Institutional Capacity
Derived Outcome and Difference Variables
| Variable Name |
Description |
Source |
| POV_diff |
Change in % of population in poverty (2018 to 2022) |
ACS |
| UNEMP_diff |
Change in % of population unemployed (2018 to 2022) |
ACS |
| NOHSDP_diff |
Change in % of persons with no high school diploma (2018 to 2022) |
ACS |
| UNINSUR_diff |
Change in % uninsured (2018 to 2022) |
ACS |
| SVI_Overall_diff |
Change in overall SVI percentile ranking (RPL_THEMES_2022 − RPL_THEMES_2018) |
CDC SVI |
| SVI_Theme1_diff |
Change in SVI Theme 1 (Socioeconomic Status) percentile ranking (2018 to 2022) |
CDC SVI |
| SVI_Theme2_diff |
Change in SVI Theme 2 (Household Characteristics) percentile ranking (2018 to 2022) |
CDC SVI |
| SVI_Theme3_diff |
Change in SVI Theme 3 (Racial & Ethnic Minority Status) percentile ranking (2018 to 2022) |
CDC SVI |
| SVI_Theme4_diff |
Change in SVI Theme 4 (Housing Type & Transportation) percentile ranking (2018 to 2022) |
CDC SVI |
Methodological Information
- Analytical Framework: Independent variables are organized into four conceptual vulnerability categories: Social (household characteristics and demographic vulnerability), Economic (financial strain indicators), Infrastructure (housing conditions and physical access), and Institutional (strength and accessibility of organized systems and services).
- Difference-in-Differences Design: The study uses a difference-in-differences approach, treating the COVID-19 pandemic (most intensely felt around 2020) as an external shock. Pre-pandemic (2018) and post-pandemic (2022) ACS data are compared to identify census tract characteristics associated with better or worse economic recovery.
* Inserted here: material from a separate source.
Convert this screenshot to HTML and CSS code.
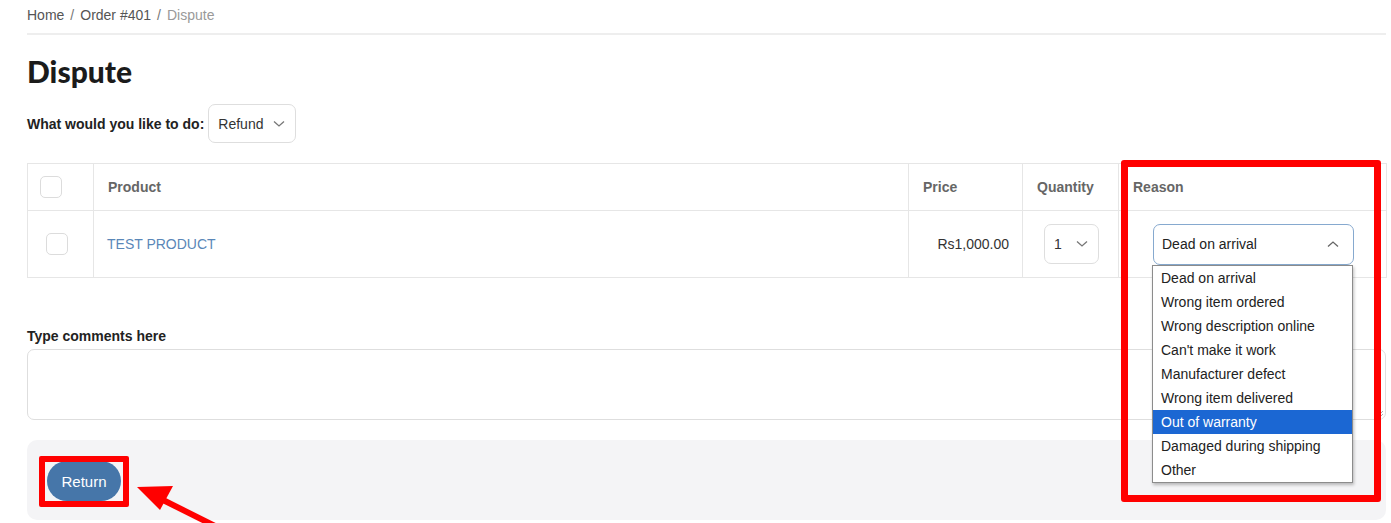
FILE: index.html
```html
<!DOCTYPE html>
<html>
<head>
<meta charset="utf-8">
<link rel="stylesheet" href="styles.css">
</head>
<body>
<div class="page">
  <nav class="crumbs"><span>Home</span><span class="sep">/</span><span>Order #401</span><span class="sep">/</span><span class="current">Dispute</span></nav>
  <h1 class="title">Dispute</h1>
  <div class="action-row">
    <span class="action-label">What would you like to do:</span>
    <div class="select select-action">Refund
      <svg class="chev" width="12" height="8" viewBox="0 0 12 8"><path d="M1 1.5 L6 6 L11 1.5" fill="none" stroke="#777" stroke-width="1.3"/></svg>
    </div>
  </div>
  <table class="grid">
    <colgroup><col class="c-check"><col class="c-prod"><col class="c-price"><col class="c-qty"><col class="c-reason"></colgroup>
    <thead>
      <tr>
        <th class="check-head"><span class="box"></span></th>
        <th>Product</th>
        <th>Price</th>
        <th>Quantity</th>
        <th>Reason</th>
      </tr>
    </thead>
    <tbody>
      <tr>
        <td class="check-body"><span class="box"></span></td>
        <td class="prod"><a>TEST PRODUCT</a></td>
        <td class="price">Rs1,000.00</td>
        <td class="qty"><div class="select select-qty">1
          <svg class="chev" width="12" height="8" viewBox="0 0 12 8"><path d="M1 1.5 L6 6 L11 1.5" fill="none" stroke="#777" stroke-width="1.3"/></svg></div></td>
        <td class="reason">
          <div class="reason-wrap">
            <div class="select select-reason">Dead on arrival
              <svg class="chev" width="12" height="8" viewBox="0 0 12 8"><path d="M1 6.5 L6 2 L11 6.5" fill="none" stroke="#666" stroke-width="1.3"/></svg>
            </div>
            <ul class="dropdown">
              <li>Dead on arrival</li>
              <li>Wrong item ordered</li>
              <li>Wrong description online</li>
              <li>Can't make it work</li>
              <li>Manufacturer defect</li>
              <li>Wrong item delivered</li>
              <li class="hl">Out of warranty</li>
              <li>Damaged during shipping</li>
              <li>Other</li>
            </ul>
          </div>
        </td>
      </tr>
    </tbody>
  </table>
  <div class="comments-label">Type comments here</div>
  <div class="textarea"><svg class="grip" width="8" height="8" viewBox="0 0 8 8"><path d="M7 1 L1 7 M7 4 L4 7" stroke="#aaa" stroke-width="1"/></svg></div>
  <div class="footer">
    <button class="btn-return">Return</button>
  </div>
  <div class="mark mark-reason"></div>
  <div class="mark mark-return"></div>
  <svg class="arrow" width="90" height="50" viewBox="0 0 90 50"><path d="M84 48 L22 17" stroke="#f00" stroke-width="6" fill="none"/><polygon points="2,7 38,6 25,30" fill="#f00"/></svg>
</div>
</body>
</html>
```
FILE: styles.css
```css
html, body { margin: 0; padding: 0; background: #fff; }
body { overflow: hidden; width: 1391px; height: 523px; font-family: "Liberation Sans", Arial, sans-serif; color: #222; }
.page { position: relative; margin-left: 27px; width: 1359px; }

.crumbs { font-size: 14px; line-height: 20px; color: #555; padding-top: 5px; padding-bottom: 8px; border-bottom: 2px solid #eeeeee; display: flex; gap: 6px; }
.crumbs .sep { color: #777; }
.crumbs .current { color: #999; }

.title { font-family: Lato, "Liberation Sans", sans-serif; font-weight: 900; font-size: 30px; line-height: 36px; margin: 18px 0 0 0; color: #1b1b1b; }

.action-row { display: flex; align-items: center; gap: 4px; margin-top: 15px; }
.action-label { font-weight: bold; font-size: 14px; color: #222; }
.select { box-sizing: border-box; display: flex; align-items: center; justify-content: space-between; border: 1px solid #dedede; border-radius: 7px; background: #fff; font-size: 14px; color: #333; }
.select-action { width: 88px; height: 39px; padding: 0 10px 0 9px; }

.grid { margin-top: 20px; width: 1359px; border-collapse: collapse; table-layout: fixed; font-size: 14px; }
.c-check { width: 66px; } .c-prod { width: 815px; } .c-price { width: 114px; } .c-qty { width: 96px; } .c-reason { width: 268px; }
.grid th, .grid td { border: 1px solid #e6e6e6; }
.grid th { height: 46px; text-align: left; font-weight: bold; color: #666; padding: 0 14px; vertical-align: middle; }
.grid td { height: 66px; padding: 0 13px; vertical-align: middle; }
.box { display: block; box-sizing: border-box; width: 22px; height: 22px; border: 1px solid #dcdcdc; border-radius: 5px; background: #fff; }
.grid th.check-head { padding-left: 12px; }
.grid td.check-body { padding-left: 18px; }
.prod a { color: #5a87b8; }
.price { text-align: right; color: #333; }
.grid td.qty { padding-left: 21px; }
.select-qty { width: 55px; height: 40px; padding: 0 10px 0 9px; }
.grid td.reason { padding-left: 34px; }
.reason-wrap { position: relative; }
.select-reason { width: 201px; height: 41px; padding: 0 14px 0 8px; border-color: #86a9cf; border-radius: 7px; color: #222; }
.dropdown { position: absolute; left: -1px; top: 41px; width: 201px; box-sizing: border-box; margin: 0; padding: 0; list-style: none; background: #fff; border: 1px solid #8c8c8c; box-shadow: 1px 2px 3px rgba(0,0,0,0.25); z-index: 5; }
.dropdown li { height: 24px; line-height: 24px; padding-left: 8px; font-size: 14px; color: #222; }
.dropdown li.hl { background: #1b67d3; color: #fff; }

.comments-label { margin-top: 48px; font-weight: bold; font-size: 14px; line-height: 20px; color: #222; }
.textarea { position: relative; margin-top: 3px; height: 71px; border: 1px solid #dedede; border-radius: 7px; box-sizing: border-box; }
.grip { position: absolute; right: 1px; bottom: 1px; }

.footer { margin-top: 20px; height: 80px; background: #f4f4f6; border-radius: 10px; padding: 21px 0 0 20px; box-sizing: border-box; }
.btn-return { height: 40px; width: 74px; border: none; border-radius: 20px; background: #4676a9; color: #fff; font-family: "Liberation Sans", Arial, sans-serif; font-size: 15px; padding: 0; }

.mark { position: absolute; border: 7px solid #ff0000; border-radius: 3px; box-sizing: border-box; pointer-events: none; z-index: 10; }
.mark-reason { left: 1094px; top: 160px; width: 260px; height: 342px; }
.mark-return { left: 12px; top: 456px; width: 90px; height: 51px; border-width: 6px; border-radius: 2px; }
.arrow { position: absolute; left: 108px; top: 480px; z-index: 10; }
```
- Spatial Processing: ArcGIS was used to map census tracts across different years to account for definition changes between 2018 and 2022. Distances to institutions were calculated from tract centroids. Block-group-level variables (e.g., EPA Walkability Index) were aggregated to the tract level using ArcGIS.
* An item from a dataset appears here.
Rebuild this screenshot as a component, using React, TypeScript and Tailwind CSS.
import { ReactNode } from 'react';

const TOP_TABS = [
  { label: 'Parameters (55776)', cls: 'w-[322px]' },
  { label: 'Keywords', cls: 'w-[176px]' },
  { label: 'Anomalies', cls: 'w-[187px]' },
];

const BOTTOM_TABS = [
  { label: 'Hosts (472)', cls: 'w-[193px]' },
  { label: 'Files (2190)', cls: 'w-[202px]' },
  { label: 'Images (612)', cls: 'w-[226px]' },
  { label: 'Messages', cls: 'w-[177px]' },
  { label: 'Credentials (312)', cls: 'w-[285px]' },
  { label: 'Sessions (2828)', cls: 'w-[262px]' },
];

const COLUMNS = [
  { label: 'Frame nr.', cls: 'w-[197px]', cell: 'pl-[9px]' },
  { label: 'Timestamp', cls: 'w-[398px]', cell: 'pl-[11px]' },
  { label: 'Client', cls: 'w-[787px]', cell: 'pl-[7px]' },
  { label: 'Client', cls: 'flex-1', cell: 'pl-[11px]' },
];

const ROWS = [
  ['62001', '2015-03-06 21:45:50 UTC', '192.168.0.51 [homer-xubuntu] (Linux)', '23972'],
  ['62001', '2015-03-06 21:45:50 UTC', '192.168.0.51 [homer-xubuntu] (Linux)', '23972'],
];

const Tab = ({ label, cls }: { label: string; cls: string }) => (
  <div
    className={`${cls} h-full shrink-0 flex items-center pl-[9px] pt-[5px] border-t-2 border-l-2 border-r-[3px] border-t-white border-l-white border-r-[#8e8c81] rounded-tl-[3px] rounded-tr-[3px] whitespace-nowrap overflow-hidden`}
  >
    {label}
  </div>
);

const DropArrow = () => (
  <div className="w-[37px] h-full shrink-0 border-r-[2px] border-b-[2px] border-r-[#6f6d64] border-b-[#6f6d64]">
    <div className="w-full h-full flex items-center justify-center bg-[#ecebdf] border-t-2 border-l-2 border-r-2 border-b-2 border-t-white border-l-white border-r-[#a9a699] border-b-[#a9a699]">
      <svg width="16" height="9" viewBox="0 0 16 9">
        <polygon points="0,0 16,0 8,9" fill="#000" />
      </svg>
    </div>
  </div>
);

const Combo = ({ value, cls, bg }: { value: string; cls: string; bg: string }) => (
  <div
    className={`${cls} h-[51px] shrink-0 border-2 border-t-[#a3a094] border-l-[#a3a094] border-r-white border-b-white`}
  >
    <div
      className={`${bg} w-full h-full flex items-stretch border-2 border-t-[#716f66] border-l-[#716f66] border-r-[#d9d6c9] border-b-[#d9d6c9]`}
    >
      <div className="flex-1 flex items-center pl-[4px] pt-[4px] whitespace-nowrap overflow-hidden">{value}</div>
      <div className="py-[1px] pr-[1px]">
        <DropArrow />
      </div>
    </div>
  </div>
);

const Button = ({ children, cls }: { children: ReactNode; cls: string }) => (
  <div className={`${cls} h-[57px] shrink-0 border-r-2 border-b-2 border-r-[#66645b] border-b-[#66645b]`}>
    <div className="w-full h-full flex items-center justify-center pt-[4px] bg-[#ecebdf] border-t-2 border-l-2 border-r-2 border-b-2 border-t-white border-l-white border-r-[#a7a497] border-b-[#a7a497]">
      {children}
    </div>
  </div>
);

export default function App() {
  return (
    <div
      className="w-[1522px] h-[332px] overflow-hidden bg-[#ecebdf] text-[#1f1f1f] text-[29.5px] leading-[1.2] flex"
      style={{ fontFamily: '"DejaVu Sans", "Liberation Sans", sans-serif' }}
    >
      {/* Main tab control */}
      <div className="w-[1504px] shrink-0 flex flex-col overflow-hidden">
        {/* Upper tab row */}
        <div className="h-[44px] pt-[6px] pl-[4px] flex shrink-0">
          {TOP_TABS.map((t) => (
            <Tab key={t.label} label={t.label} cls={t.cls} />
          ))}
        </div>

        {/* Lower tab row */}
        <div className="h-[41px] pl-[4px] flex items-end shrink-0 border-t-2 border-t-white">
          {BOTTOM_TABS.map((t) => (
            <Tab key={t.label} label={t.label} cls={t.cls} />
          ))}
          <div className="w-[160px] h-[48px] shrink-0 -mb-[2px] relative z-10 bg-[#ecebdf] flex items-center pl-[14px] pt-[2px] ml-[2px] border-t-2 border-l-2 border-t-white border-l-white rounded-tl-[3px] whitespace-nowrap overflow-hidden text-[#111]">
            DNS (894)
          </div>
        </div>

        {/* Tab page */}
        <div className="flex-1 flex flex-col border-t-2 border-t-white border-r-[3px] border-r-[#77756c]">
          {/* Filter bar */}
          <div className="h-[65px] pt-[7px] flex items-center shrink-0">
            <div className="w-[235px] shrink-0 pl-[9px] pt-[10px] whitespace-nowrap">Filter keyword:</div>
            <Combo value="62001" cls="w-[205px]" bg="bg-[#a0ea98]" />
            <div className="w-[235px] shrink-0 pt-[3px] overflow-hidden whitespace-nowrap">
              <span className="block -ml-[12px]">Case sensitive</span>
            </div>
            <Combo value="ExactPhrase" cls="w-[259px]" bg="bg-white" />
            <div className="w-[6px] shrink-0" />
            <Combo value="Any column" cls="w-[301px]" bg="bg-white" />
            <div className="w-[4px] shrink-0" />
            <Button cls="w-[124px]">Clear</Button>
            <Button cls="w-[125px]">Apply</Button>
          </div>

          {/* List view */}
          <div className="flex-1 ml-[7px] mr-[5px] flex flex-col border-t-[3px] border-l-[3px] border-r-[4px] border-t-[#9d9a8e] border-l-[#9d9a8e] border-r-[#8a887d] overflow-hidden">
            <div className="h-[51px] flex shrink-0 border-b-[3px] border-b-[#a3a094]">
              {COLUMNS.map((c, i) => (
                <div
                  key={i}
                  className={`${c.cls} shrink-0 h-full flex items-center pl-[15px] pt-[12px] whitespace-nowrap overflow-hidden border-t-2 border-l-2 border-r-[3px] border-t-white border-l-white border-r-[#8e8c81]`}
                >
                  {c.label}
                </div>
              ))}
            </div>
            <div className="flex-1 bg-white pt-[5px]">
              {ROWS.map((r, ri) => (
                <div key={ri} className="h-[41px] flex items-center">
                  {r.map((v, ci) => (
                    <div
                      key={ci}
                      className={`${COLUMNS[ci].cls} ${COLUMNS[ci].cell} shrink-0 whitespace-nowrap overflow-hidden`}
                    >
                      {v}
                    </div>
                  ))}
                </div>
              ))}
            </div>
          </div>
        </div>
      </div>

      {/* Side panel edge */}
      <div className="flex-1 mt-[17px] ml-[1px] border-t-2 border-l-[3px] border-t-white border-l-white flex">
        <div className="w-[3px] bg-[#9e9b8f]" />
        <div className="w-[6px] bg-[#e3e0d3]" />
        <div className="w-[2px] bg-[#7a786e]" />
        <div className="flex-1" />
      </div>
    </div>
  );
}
- Transformations: In the provided R scripts, skewed capacity variables (e.g., distance, vehicle hours, and hospital beds) are log-transformed to normalize distributions for regression analysis.
- Statistical Approach: Analysis includes OLS regression, bidirectional stepwise selection (AIC), logistic regression comparing the top and bottom quartiles of economic recovery, and Random Forest ensemble models evaluated using AUC and precision-recall curves.
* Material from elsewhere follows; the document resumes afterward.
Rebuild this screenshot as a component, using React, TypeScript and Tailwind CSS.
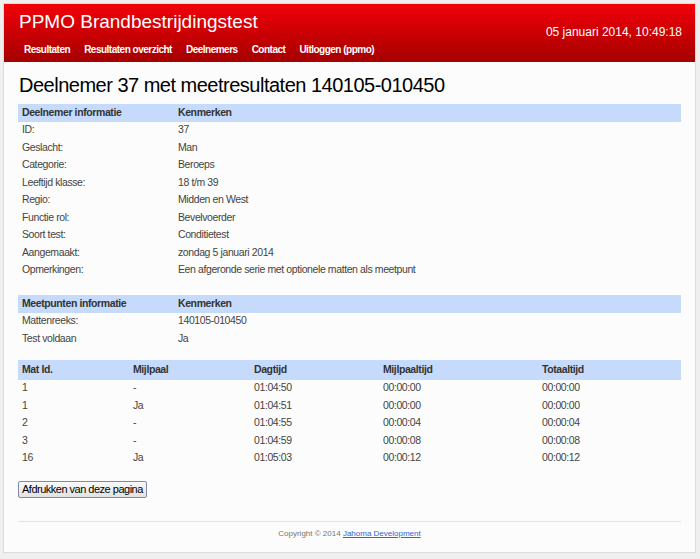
import React from 'react';

const nav = ['Resultaten', 'Resultaten overzicht', 'Deelnemers', 'Contact', 'Uitloggen (ppmo)'];

const deelnemer = [
  ['ID:', '37'],
  ['Geslacht:', 'Man'],
  ['Categorie:', 'Beroeps'],
  ['Leeftijd klasse:', '18 t/m 39'],
  ['Regio:', 'Midden en West'],
  ['Functie rol:', 'Bevelvoerder'],
  ['Soort test:', 'Conditietest'],
  ['Aangemaakt:', 'zondag 5 januari 2014'],
  ['Opmerkingen:', 'Een afgeronde serie met optionele matten als meetpunt'],
];

const meetpunten = [
  ['Mattenreeks:', '140105-010450'],
  ['Test voldaan', 'Ja'],
];

const matten = [
  ['1', '-', '01:04:50', '00:00:00', '00:00:00'],
  ['1', 'Ja', '01:04:51', '00:00:00', '00:00:00'],
  ['2', '-', '01:04:55', '00:00:04', '00:00:04'],
  ['3', '-', '01:04:59', '00:00:08', '00:00:08'],
  ['16', 'Ja', '01:05:03', '00:00:12', '00:00:12'],
];

const KeyValueTable: React.FC<{ head: string; rows: string[][] }> = ({ head, rows }) => (
  <table className="w-full border-collapse text-[10.5px] tracking-[-0.4px]">
    <thead>
      <tr className="h-[17.5px] bg-[#c6dbfb]">
        <th className="w-[156px] px-1 text-left font-bold text-[#333]">{head}</th>
        <th className="px-1 text-left font-bold text-[#333]">Kenmerken</th>
      </tr>
    </thead>
    <tbody>
      {rows.map(([k, v]) => (
        <tr key={k} className="h-[17.5px] text-[#444]">
          <td className="px-1">{k}</td>
          <td className="px-1">{v}</td>
        </tr>
      ))}
    </tbody>
  </table>
);

export default function App() {
  return (
    <div className="min-h-[559px] bg-[#efefef] pt-[3px] pl-[3px] font-['Liberation_Sans',Arial,sans-serif]">
      <div className="flex h-[550px] w-[693px] flex-col border border-[#dcdcdc] bg-[#fbfcfb]">
        <header className="h-[58px] bg-gradient-to-b from-[#f2000a] to-[#a50000] pl-[15px] pr-[13px] text-white">
          <div className="flex h-[30px] items-start justify-between">
            <h1 className="mt-[6px] text-[19px] leading-[24px]">PPMO Brandbestrijdingstest</h1>
            <div className="mt-[21px] text-[12px] leading-[14px]">05 januari 2014, 10:49:18</div>
          </div>
          <nav className="mt-[9px] flex gap-[14px] pl-[5px] text-[10px] font-bold leading-[14px] tracking-[-0.5px]">
            {nav.map((n) => (
              <span key={n}>{n}</span>
            ))}
          </nav>
        </header>

        <main className="flex-1 px-[14px]">
          <h2 className="mt-[11px] pl-[1px] text-[20px] leading-[24px] tracking-[-0.5px] text-black">
            Deelnemer 37 met meetresultaten 140105-010450
          </h2>
          <div className="mt-[7px]">
            <KeyValueTable head="Deelnemer informatie" rows={deelnemer} />
          </div>
          <div className="mt-[16px]">
            <KeyValueTable head="Meetpunten informatie" rows={meetpunten} />
          </div>
          <table className="mt-[12.5px] w-full border-collapse text-[10.5px] tracking-[-0.4px]">
            <thead>
              <tr className="h-[19.5px] bg-[#c6dbfb] text-left font-bold text-[#333]">
                <th className="w-[111px] px-1">Mat Id.</th>
                <th className="w-[121px] px-1">Mijlpaal</th>
                <th className="w-[129px] px-1">Dagtijd</th>
                <th className="w-[159px] px-1">Mijlpaaltijd</th>
                <th className="px-1">Totaaltijd</th>
              </tr>
            </thead>
            <tbody>
              {matten.map((r, i) => (
                <tr key={i} className="h-[17.5px] text-[#444]">
                  {r.map((c, j) => (
                    <td key={j} className="px-1">{c}</td>
                  ))}
                </tr>
              ))}
            </tbody>
          </table>
          <button className="mt-[14px] h-[17px] rounded-[2px] border border-[#7a8ca8] bg-gradient-to-b from-[#fafafa] to-[#e2e2e2] px-[3px] text-[11px] leading-[13px] tracking-[-0.5px] text-black">
            Afdrukken van deze pagina
          </button>
        </main>

        <footer className="mx-[14px] mb-[12px] border-t border-[#dde6f0] pt-[6px] text-center text-[8px] leading-[12px] text-[#777]">
          Copyright © 2014 <a className="text-[#3366cc] underline">Jahoma Development</a>
        </footer>
      </div>
    </div>
  );
}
- Rural/Non-Rural Classification: County-level rural/non-rural designations were obtained from the NC Rural Center (https://www.ncruralcenter.org/) and joined to tract-level data by county name. All analyses are stratified by rural vs. non-rural classification.
- SVI Year Comparability Note: Due to methodological changes between SVI 2018 and SVI 2020/2022 (see variable descriptions above), direct comparison of theme rankings across years should be interpreted with caution, particularly for Theme 1 (poverty threshold changed from 100% to 150%; housing cost burden replaced per capita income) and Theme 3 (English language proficiency moved to Theme 2 in 2020).
Usage Notes
- File Structure: To replicate findings, ensure the data file is placed in a folder named
/Data/ relative to the R scripts.
- Outputs: Results from the R scripts are exported as
.html (stargazer tables) and .xlsx files into a /Results/ folder.
- Missing Data: Per CDC SVI documentation, values of -999 indicate missing or unavailable data and were excluded from ranking calculations.
Statistical analysis was performed using R (for linear/logistic regressions and stepwise selection) and Python (for data extraction via PDF parsing and Random Forest classification). Geographic data processing, including census tract mapping and distance calculations, was conducted in ArcGIS.